Inspired by Alfred Hitchcock’s The 39 Steps [DVD][1939 version starring Robert Donat], THE 39 STEPS tells the incredible adventures of returning colonial Richard Hannay who gets embroiled in a spy hunt which takes him from London to Scotland. The wonderfully inventive comedy thriller sees four fearless actors play an impressive 139 roles in 100 minutes in a full-on comedy caper-farce that will have you belly laughing right from the start.
The show’s success lies in the speed and synchronization of its tiny cast and crew. Fast-paced, well-polished and sublimely executed, every inch of this production is played for laughs from the lightning quick costume changes and cracking physical storytelling, to the clever use of props and pun-slinging script which pokes fun at the dialogue of the period.
Much of the delight results from the inspired imaginations of a backstage crew. Peter McKintosh’s minimal brick-lined set acts as a blank canvas for the rapidly changing scenes and there are plenty of clever visual moments including a train-top chase and a shadow puppet sequence which is used to great effect.

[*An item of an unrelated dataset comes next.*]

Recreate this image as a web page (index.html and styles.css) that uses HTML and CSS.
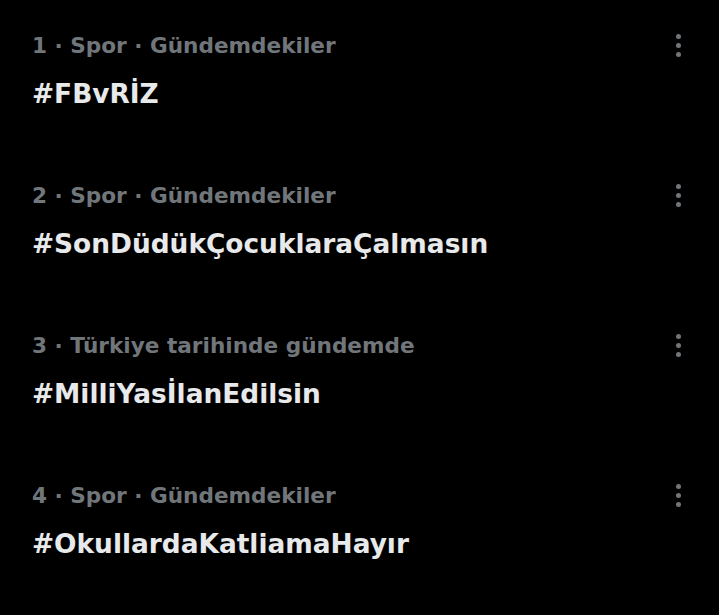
FILE: index.html
```html
<!DOCTYPE html>
<html lang="tr">
<head>
    <meta charset="UTF-8">
    <title>Gündem</title>
    <link rel="stylesheet" href="styles.css">
</head>
<body>

    <div class="trends">
        <div class="trend">
            <div class="trend-text">
                <p class="meta">1 · Spor · Gündemdekiler</p>
                <p class="tag">#FBvRİZ</p>
            </div>
            <div class="more"><span></span><span></span><span></span></div>
        </div>
        <div class="trend">
            <div class="trend-text">
                <p class="meta">2 · Spor · Gündemdekiler</p>
                <p class="tag">#SonDüdükÇocuklaraÇalmasın</p>
            </div>
            <div class="more"><span></span><span></span><span></span></div>
        </div>
        <div class="trend">
            <div class="trend-text">
                <p class="meta">3 · Türkiye tarihinde gündemde</p>
                <p class="tag">#MilliYasİlanEdilsin</p>
            </div>
            <div class="more"><span></span><span></span><span></span></div>
        </div>
        <div class="trend">
            <div class="trend-text">
                <p class="meta">4 · Spor · Gündemdekiler</p>
                <p class="tag">#OkullardaKatliamaHayır</p>
            </div>
            <div class="more"><span></span><span></span><span></span></div>
        </div>
    </div>

</body>
</html>
```

FILE: styles.css
```css
body {
    margin: 0;
    background-color: #000000;
    font-family: 'DejaVu Sans', 'Liberation Sans', sans-serif;
    height: 615px;
    overflow: hidden;
}

.trends {
    padding: 31px 0 0 32px;
}

.trend {
    display: flex;
    justify-content: space-between;
    height: 150px;
}

.trend p {
    margin: 0;
}

.meta {
    color: #71767b;
    font-size: 21.6px;
    font-weight: 700;
    line-height: 30px;
}

.tag {
    color: #e7e9ea;
    font-size: 26.4px;
    font-weight: 700;
    line-height: 36px;
    margin-top: 15px !important;
}

.more {
    display: flex;
    flex-direction: column;
    gap: 4px;
    width: 82px;
    align-items: center;
    padding-top: 3px;
}

.more span {
    width: 5px;
    height: 5px;
    border-radius: 50%;
    background-color: #71767b;
}
```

Richard Ede makes a fine Richard Hannay, the stiff upper lipped hero desperate to discover the secret of the eponymous 39 steps before the information leaves the country. With his David Niven moustache, natty tweeds and a jolly British tone, Ede holds the whole production together with a fine sense of style, making the audience a willing accomplice by breaking down the fourth wall early on.
Olivia Greene is tasked with playing the bulk of the female roles from the femme fatale Annabelle Schmidt to the frightfully posh and suitably brittle Pamela who accompanies Hannay on the last leg of his journey.

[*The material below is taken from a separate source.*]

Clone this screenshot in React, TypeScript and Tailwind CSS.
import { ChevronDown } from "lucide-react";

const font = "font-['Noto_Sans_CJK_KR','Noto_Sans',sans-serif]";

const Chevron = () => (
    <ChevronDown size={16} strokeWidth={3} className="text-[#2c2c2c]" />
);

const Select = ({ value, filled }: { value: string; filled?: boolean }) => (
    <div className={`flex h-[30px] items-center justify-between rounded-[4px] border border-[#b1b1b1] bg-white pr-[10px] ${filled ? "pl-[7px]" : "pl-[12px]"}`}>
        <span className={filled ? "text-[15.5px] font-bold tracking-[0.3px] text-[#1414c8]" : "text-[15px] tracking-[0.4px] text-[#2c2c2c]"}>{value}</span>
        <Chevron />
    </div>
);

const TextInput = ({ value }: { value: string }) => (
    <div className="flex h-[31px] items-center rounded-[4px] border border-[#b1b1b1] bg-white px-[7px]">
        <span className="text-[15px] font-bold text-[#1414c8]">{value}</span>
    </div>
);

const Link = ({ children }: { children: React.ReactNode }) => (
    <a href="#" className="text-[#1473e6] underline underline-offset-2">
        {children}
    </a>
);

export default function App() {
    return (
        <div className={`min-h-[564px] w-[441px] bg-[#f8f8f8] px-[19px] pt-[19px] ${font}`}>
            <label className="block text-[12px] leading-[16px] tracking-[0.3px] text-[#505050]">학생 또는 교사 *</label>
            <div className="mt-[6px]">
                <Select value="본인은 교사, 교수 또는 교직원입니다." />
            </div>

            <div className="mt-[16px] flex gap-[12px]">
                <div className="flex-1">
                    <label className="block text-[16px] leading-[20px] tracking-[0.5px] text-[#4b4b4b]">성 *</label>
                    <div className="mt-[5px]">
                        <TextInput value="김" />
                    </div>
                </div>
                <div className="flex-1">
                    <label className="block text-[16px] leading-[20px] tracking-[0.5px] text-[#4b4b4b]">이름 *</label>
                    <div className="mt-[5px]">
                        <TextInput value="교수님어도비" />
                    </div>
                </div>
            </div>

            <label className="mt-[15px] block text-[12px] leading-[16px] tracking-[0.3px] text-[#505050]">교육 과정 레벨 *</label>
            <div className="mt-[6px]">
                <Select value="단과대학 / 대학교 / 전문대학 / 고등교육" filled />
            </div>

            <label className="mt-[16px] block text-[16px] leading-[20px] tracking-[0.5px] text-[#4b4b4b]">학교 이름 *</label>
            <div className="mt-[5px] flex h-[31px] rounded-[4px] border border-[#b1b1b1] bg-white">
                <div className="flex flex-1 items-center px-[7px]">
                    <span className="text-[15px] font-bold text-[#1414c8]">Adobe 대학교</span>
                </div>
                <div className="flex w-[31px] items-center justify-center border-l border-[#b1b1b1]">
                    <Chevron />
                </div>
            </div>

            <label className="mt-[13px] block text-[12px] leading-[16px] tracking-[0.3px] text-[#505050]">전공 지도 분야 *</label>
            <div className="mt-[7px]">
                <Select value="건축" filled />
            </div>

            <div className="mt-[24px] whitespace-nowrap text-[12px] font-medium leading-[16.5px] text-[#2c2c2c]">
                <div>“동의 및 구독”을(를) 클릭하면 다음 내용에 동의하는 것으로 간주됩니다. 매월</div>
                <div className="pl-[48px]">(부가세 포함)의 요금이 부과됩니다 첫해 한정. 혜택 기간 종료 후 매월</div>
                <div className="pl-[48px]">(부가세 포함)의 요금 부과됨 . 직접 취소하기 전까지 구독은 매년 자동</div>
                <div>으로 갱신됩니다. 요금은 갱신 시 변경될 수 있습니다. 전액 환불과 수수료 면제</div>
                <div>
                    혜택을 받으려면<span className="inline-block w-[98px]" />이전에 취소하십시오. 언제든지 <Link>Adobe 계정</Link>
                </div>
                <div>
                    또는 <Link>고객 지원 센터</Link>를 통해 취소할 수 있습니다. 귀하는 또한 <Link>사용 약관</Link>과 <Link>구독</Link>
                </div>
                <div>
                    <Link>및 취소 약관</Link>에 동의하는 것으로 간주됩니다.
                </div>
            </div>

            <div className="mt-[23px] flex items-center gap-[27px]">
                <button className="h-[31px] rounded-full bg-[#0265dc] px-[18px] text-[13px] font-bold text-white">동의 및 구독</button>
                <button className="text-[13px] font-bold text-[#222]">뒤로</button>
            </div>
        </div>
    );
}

But the pair are uproariously upstaged by Andrew Hodges and Rob Witcomb who prove a glorious double act, playing a multitude of characters from policemen to older ladies. Their flare for physical comedy shines through in the train sequence in which they play multiple characters at once, frantically switching between different hats with impeccable comic timing. A special mention also must go to Witcomb for his performance as Mr. Memory, particularly in the final scene where his frantic monologue leaves both him and the audience breathless.
The only criticism relates to a couple of sounds issues in the first half which makes it difficult to hear some of the dialogue. Greene’s harsh German accent as Annabelle Schmidt is also incredibly sharp, making it challenging to understand at times.
Aside from this, the production is difficult to fault with the cast taking every opportunity to squeeze the comedy out of every moment without ever appearing desperate for a cheap laugh.
With its run in London’s West End now at an end, I fear that this may be one of the last opportunities for audiences to see THE 39 STEPS so I urge you to buy a ticket for this fast-paced, fun and thrilling adaptation before it’s too late. You won’t regret it!